Task to complete:
Every line that contains the word "this" should be copied out.

(Interface markup and scripts)
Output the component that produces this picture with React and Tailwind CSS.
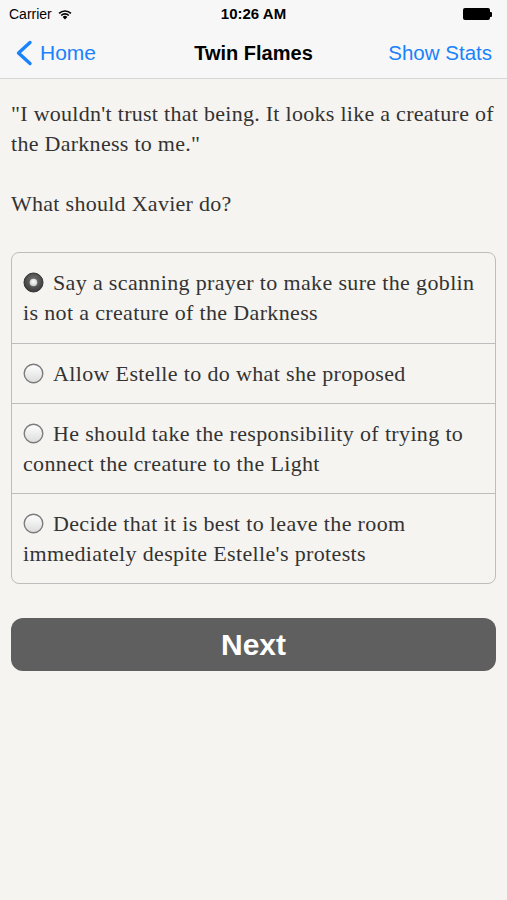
import React from "react";

const serif = { fontFamily: '"Liberation Serif", "DejaVu Serif", serif', letterSpacing: "0.35px" };

function Radio({ selected }) {
  if (selected) {
    return (
      <svg width="21" height="21" viewBox="0 0 21 21" className="inline-block align-[-3px] mr-[9px]">
        <defs>
          <radialGradient id="sel" cx="50%" cy="40%" r="60%">
            <stop offset="0%" stopColor="#777" />
            <stop offset="100%" stopColor="#3a3a3a" />
          </radialGradient>
          <radialGradient id="selc" cx="50%" cy="40%" r="60%">
            <stop offset="0%" stopColor="#ffffff" />
            <stop offset="100%" stopColor="#c8c8c8" />
          </radialGradient>
        </defs>
        <circle cx="10.5" cy="10.5" r="9.5" fill="url(#sel)" stroke="#333" strokeWidth="1" />
        <circle cx="10.5" cy="10.5" r="3.8" fill="url(#selc)" />
      </svg>
    );
  }
  return (
    <svg width="21" height="21" viewBox="0 0 21 21" className="inline-block align-[-3px] mr-[9px]">
      <defs>
        <linearGradient id="uns" x1="0" y1="0" x2="0" y2="1">
          <stop offset="0%" stopColor="#ffffff" />
          <stop offset="100%" stopColor="#dcdcdc" />
        </linearGradient>
      </defs>
      <circle cx="10.5" cy="10.5" r="9.3" fill="url(#uns)" stroke="#7c7c7c" strokeWidth="1.4" />
    </svg>
  );
}

const options = [
  "Say a scanning prayer to make sure the goblin is not a creature of the Darkness",
  "Allow Estelle to do what she proposed",
  "He should take the responsibility of trying to connect the creature to the Light",
  "Decide that it is best to leave the room immediately despite Estelle's protests",
];

export default function App() {
  return (
    <div className="w-[507px] h-[900px] bg-[#f6f4f0] flex flex-col overflow-hidden" style={{ fontFamily: '"Liberation Sans", Arial, sans-serif' }}>
      <div className="bg-[#f7f7f7] border-b border-[#d6d6d6]">
        <div className="h-[28px] flex items-center justify-between px-[9px] relative">
          <div className="flex items-center gap-[5px] text-[14px] text-black">
            <span>Carrier</span>
            <svg width="16" height="12" viewBox="0 0 16 12">
              <path d="M8 11.5 L5.6 8.9 A3.4 3.4 0 0 1 10.4 8.9 Z" fill="#000" />
              <path d="M3.6 6.9 A6.3 6.3 0 0 1 12.4 6.9 L11.2 8.1 A4.6 4.6 0 0 0 4.8 8.1 Z" fill="#000" />
              <path d="M1.5 4.8 A9.3 9.3 0 0 1 14.5 4.8 L13.3 6 A7.6 7.6 0 0 0 2.7 6 Z" fill="#000" />
            </svg>
          </div>
          <div className="absolute left-1/2 -translate-x-1/2 text-[15px] font-bold text-black">10:26 AM</div>
          <div className="flex items-center mr-[6px]">
            <div className="w-[27px] h-[12px] bg-black rounded-[2px]" />
            <div className="w-[2px] h-[5px] bg-black rounded-r-[1px]" />
          </div>
        </div>
        <div className="h-[50px] flex items-center justify-between pl-[15px] pr-[14px] relative">
          <div className="flex items-center gap-[7px] text-[#1a82fb] text-[21px]">
            <svg width="18" height="26" viewBox="0 0 18 26">
              <path d="M15 2.5 L3.5 13 L15 23.5" fill="none" stroke="#1a82fb" strokeWidth="3.4" strokeLinecap="round" strokeLinejoin="round" />
            </svg>
            <span>Home</span>
          </div>
          <div className="absolute left-1/2 -translate-x-1/2 text-[20px] font-bold text-black">Twin Flames</div>
          <div className="text-[#1a82fb] text-[20.5px] pr-[1px]">Show Stats</div>
        </div>
      </div>

      <div className="pl-[11px] pr-[2px] pt-[20px] text-[#333] text-[22px] leading-[30px]" style={{ ...serif, letterSpacing: "0.28px" }}>
        <p>"I wouldn't trust that being. It looks like a creature of the Darkness to me."</p>
        <p className="mt-[30px]">What should Xavier do?</p>
      </div>

      <div className="mx-[11px] mt-[33px] border border-[#bdbdbd] rounded-[8px] overflow-hidden" style={serif}>
        {options.map((o, i) => (
          <div key={i} className={`px-[11px] pt-[15px] text-[22px] leading-[30px] text-[#333] ${i > 0 ? "border-t border-[#bdbdbd] pb-[14px]" : "pb-[15px]"}`}>
            <Radio selected={i === 0} />
            {o}
          </div>
        ))}
      </div>

      <div className="mx-[11px] mt-[34px] h-[53px] rounded-[12px] bg-[#5f5f5f] flex items-center justify-center text-white text-[30px] font-bold">
        Next
      </div>
    </div>
  );
}
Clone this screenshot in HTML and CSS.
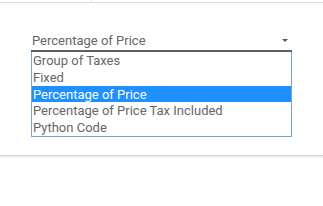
FILE: index.html
```html
<!DOCTYPE html>
<html lang="en">
<head>
    <meta charset="UTF-8">
    <title>Tax computation</title>
    <link rel="stylesheet" href="styles.css">
</head>
<body>
    <div class="topbar"><div class="tab"></div></div>

    <div class="sheet">
        <div class="field">
            <div class="select">
                <span>Percentage of Price</span>
                <span class="caret"></span>
            </div>
            <ul class="options">
                <li>Group of Taxes</li>
                <li>Fixed</li>
                <li class="selected">Percentage of Price</li>
                <li>Percentage of Price Tax Included</li>
                <li>Python Code</li>
            </ul>
        </div>
    </div>

    <div class="footer"></div>
</body>
</html>
```

FILE: styles.css
```css
body { margin: 0; background: #fff; font-family: Roboto, "Noto Sans", sans-serif; font-size: 13px; color: #666; }
.topbar { height: 2px; border-bottom: 1px solid #d9dee6; }
.tab { width: 91px; height: 2px; border-right: 1px solid #d9dee6; }
.sheet { padding: 28px 0 18px 31px; }
.field { width: 261px; }
.select { display: flex; justify-content: space-between; align-items: center; height: 18px; padding: 0 4px 1px 1px; border-bottom: 2px solid #5e5e5e; }
.caret { width: 0; height: 0; border-left: 3px solid transparent; border-right: 3px solid transparent; border-top: 3px solid #555; }
.options { list-style: none; margin: 0; padding: 0; border: 1px solid #7f9ed8; border-top: none; }
.options li { height: 16.8px; line-height: 17px; padding-left: 1px; }
.options .selected { background: #1e90ff; color: #fff; }
.footer { height: 3px; border-top: 1px solid #d4d9df; background: linear-gradient(#e6e9ec, #fff); }
```
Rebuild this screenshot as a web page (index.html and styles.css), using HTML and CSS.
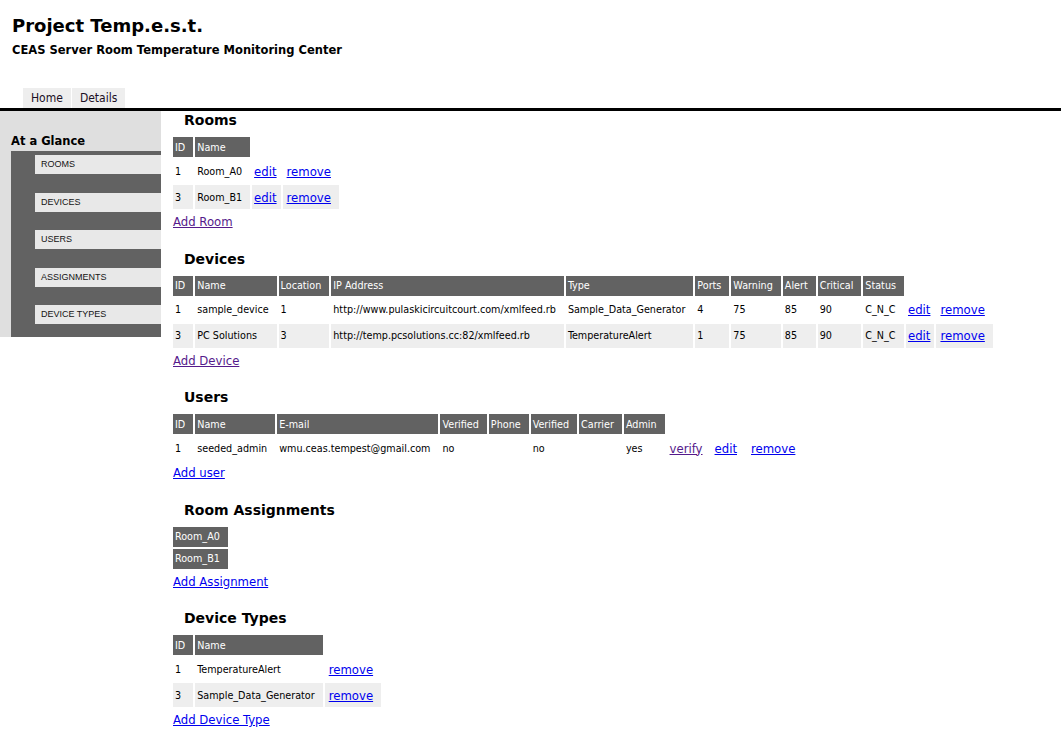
FILE: index.html
```html
<!DOCTYPE html>
<html>
<head>
<meta charset="utf-8">
<title>Project Temp.e.s.t.</title>
<link rel="stylesheet" href="styles.css">
</head>
<body>
<header class="masthead">
  <h1 class="title">Project Temp.e.s.t.</h1>
  <p class="subtitle">CEAS Server Room Temperature Monitoring Center</p>
</header>
<nav class="tabs">
  <a class="tab" href="#">Home</a>
  <a class="tab" href="#">Details</a>
</nav>
<div class="layout">
  <aside class="sidebar">
    <h3 class="sidebar-title">At a Glance</h3>
    <ul class="menu">
      <li>ROOMS</li>
      <li>DEVICES</li>
      <li>USERS</li>
      <li>ASSIGNMENTS</li>
      <li>DEVICE TYPES</li>
    </ul>
  </aside>
  <main class="content">
    <section class="section">
      <h2 class="section-title">Rooms</h2>
      <table class="grid">
        <tr><th>ID</th><th>Name</th></tr>
        <tr><td>1</td><td>Room_A0</td><td class="act act-edit"><a href="#">edit</a></td><td class="act act-remove"><a href="#">remove</a></td></tr>
        <tr class="alt"><td>3</td><td>Room_B1</td><td class="act act-edit"><a href="#">edit</a></td><td class="act act-remove"><a href="#">remove</a></td></tr>
      </table>
      <div class="add-row"><a class="visited" href="#">Add Room</a></div>
    </section>

    <section class="section">
      <h2 class="section-title">Devices</h2>
      <table class="grid">
        <tr><th>ID</th><th>Name</th><th>Location</th><th>IP Address</th><th>Type</th><th>Ports</th><th>Warning</th><th>Alert</th><th>Critical</th><th>Status</th></tr>
        <tr><td>1</td><td>sample_device</td><td>1</td><td>http://www.pulaskicircuitcourt.com/xmlfeed.rb</td><td>Sample_Data_Generator</td><td>4</td><td>75</td><td>85</td><td>90</td><td>C_N_C</td><td class="act act-edit"><a href="#">edit</a></td><td class="act act-remove"><a href="#">remove</a></td></tr>
        <tr class="alt"><td>3</td><td>PC Solutions</td><td>3</td><td>http://temp.pcsolutions.cc:82/xmlfeed.rb</td><td>TemperatureAlert</td><td>1</td><td>75</td><td>85</td><td>90</td><td>C_N_C</td><td class="act act-edit"><a href="#">edit</a></td><td class="act act-remove"><a href="#">remove</a></td></tr>
      </table>
      <div class="add-row"><a class="visited" href="#">Add Device</a></div>
    </section>

    <section class="section">
      <h2 class="section-title">Users</h2>
      <table class="grid">
        <tr><th>ID</th><th>Name</th><th>E-mail</th><th>Verified</th><th>Phone</th><th>Verified</th><th>Carrier</th><th>Admin</th></tr>
        <tr><td>1</td><td>seeded_admin</td><td>wmu.ceas.tempest@gmail.com</td><td>no</td><td></td><td>no</td><td></td><td>yes</td><td class="act act-verify"><a class="visited" href="#">verify</a></td><td class="act act-uedit"><a href="#">edit</a></td><td class="act act-remove"><a href="#">remove</a></td></tr>
      </table>
      <div class="add-row"><a href="#">Add user</a></div>
    </section>

    <section class="section">
      <h2 class="section-title">Room Assignments</h2>
      <table class="grid">
        <tr><th>Room_A0</th></tr>
        <tr><th>Room_B1</th></tr>
      </table>
      <div class="add-row"><a href="#">Add Assignment</a></div>
    </section>

    <section class="section">
      <h2 class="section-title">Device Types</h2>
      <table class="grid">
        <tr><th>ID</th><th>Name</th></tr>
        <tr><td>1</td><td>TemperatureAlert</td><td class="act act-remove"><a href="#">remove</a></td></tr>
        <tr class="alt"><td>3</td><td>Sample_Data_Generator</td><td class="act act-remove"><a href="#">remove</a></td></tr>
      </table>
      <div class="add-row"><a href="#">Add Device Type</a></div>
    </section>
  </main>
</div>
</body>
</html>
```
FILE: styles.css
```css
html, body {
  margin: 0;
  padding: 0;
  background: #ffffff;
  color: #000000;
}

body {
  font-family: "DejaVu Sans Condensed", "DejaVu Sans", sans-serif;
  font-stretch: condensed;
  font-size: 11px;
}

.masthead {
  padding-left: 12px;
}

.title {
  margin: 15px 0 0 0;
  font-family: "DejaVu Sans", sans-serif;
  font-stretch: normal;
  font-weight: bold;
  font-size: 18px;
  line-height: 22px;
}

.subtitle {
  margin: 6px 0 0 0;
  font-family: "DejaVu Sans", sans-serif;
  font-stretch: normal;
  font-weight: bold;
  font-size: 11.5px;
  line-height: 14px;
}

.tabs {
  display: flex;
  gap: 1px;
  margin-top: 31px;
  padding-left: 23px;
  border-bottom: 3px solid #000000;
}

.tab {
  display: block;
  height: 20px;
  line-height: 20px;
  padding: 0 8px;
  background: #eeeeee;
  color: #1a0f24;
  text-decoration: none;
  font-size: 12px;
}

.layout {
  display: flex;
  align-items: flex-start;
  gap: 12px;
}

.sidebar {
  flex: 0 0 161px;
  width: 161px;
  background: #dfdfdf;
  padding-top: 23px;
}

.sidebar-title {
  margin: 0 0 3px 11px;
  font-family: "DejaVu Sans", sans-serif;
  font-stretch: normal;
  font-weight: bold;
  font-size: 11.5px;
  line-height: 14px;
}

.menu {
  list-style: none;
  margin: 0 0 0 11px;
  padding: 4px 0 13px 24px;
  background: #626262;
  display: flex;
  flex-direction: column;
  gap: 18.5px;
}

.menu li {
  height: 19px;
  line-height: 19px;
  padding-left: 6px;
  background: #e8e8e8;
  font-family: "Liberation Sans", Arial, sans-serif;
  font-stretch: normal;
  font-size: 9px;
  color: #141414;
}

.content {
  flex: 1 1 auto;
  min-width: 0;
}

.section {
  margin-bottom: 19.5px;
}

.section-title {
  margin: 0 0 6px 11px;
  font-family: "DejaVu Sans", sans-serif;
  font-stretch: normal;
  font-weight: bold;
  font-size: 14px;
  line-height: 18px;
}

.grid {
  border-collapse: separate;
  border-spacing: 2px;
  margin-left: -2px;
}

.grid th {
  height: 20px;
  padding: 0 8px 0 2px;
  background: #626262;
  color: #ffffff;
  font-weight: normal;
  font-size: 10.7px;
  text-align: left;
  vertical-align: middle;
  white-space: nowrap;
}

.grid td {
  height: 24px;
  padding: 0 8px 0 2px;
  font-size: 10.7px;
  text-align: left;
  vertical-align: middle;
  white-space: nowrap;
}

.grid tr.alt td {
  background: #eeeeee;
}

.grid td.act {
  font-size: 13px;
}

.grid td.act-edit {
  padding: 0 4px 0 2px;
}

.grid td.act-remove {
  padding: 0 8px 0 4px;
}

.grid td.act-verify {
  padding: 0 8px 0 3px;
}

.grid td.act-uedit {
  padding: 0 8px 0 2px;
}

a {
  color: #0000ee;
}

a.visited {
  color: #551a8b;
}

.add-row {
  margin-top: 3px;
  line-height: 16px;
  font-size: 13px;
}
```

Output of the exercise:
Output the component that produces this picture with React and Tailwind CSS.
Clone this screenshot in HTML and CSS.
Rebuild this screenshot as a web page (index.html and styles.css), using HTML and CSS.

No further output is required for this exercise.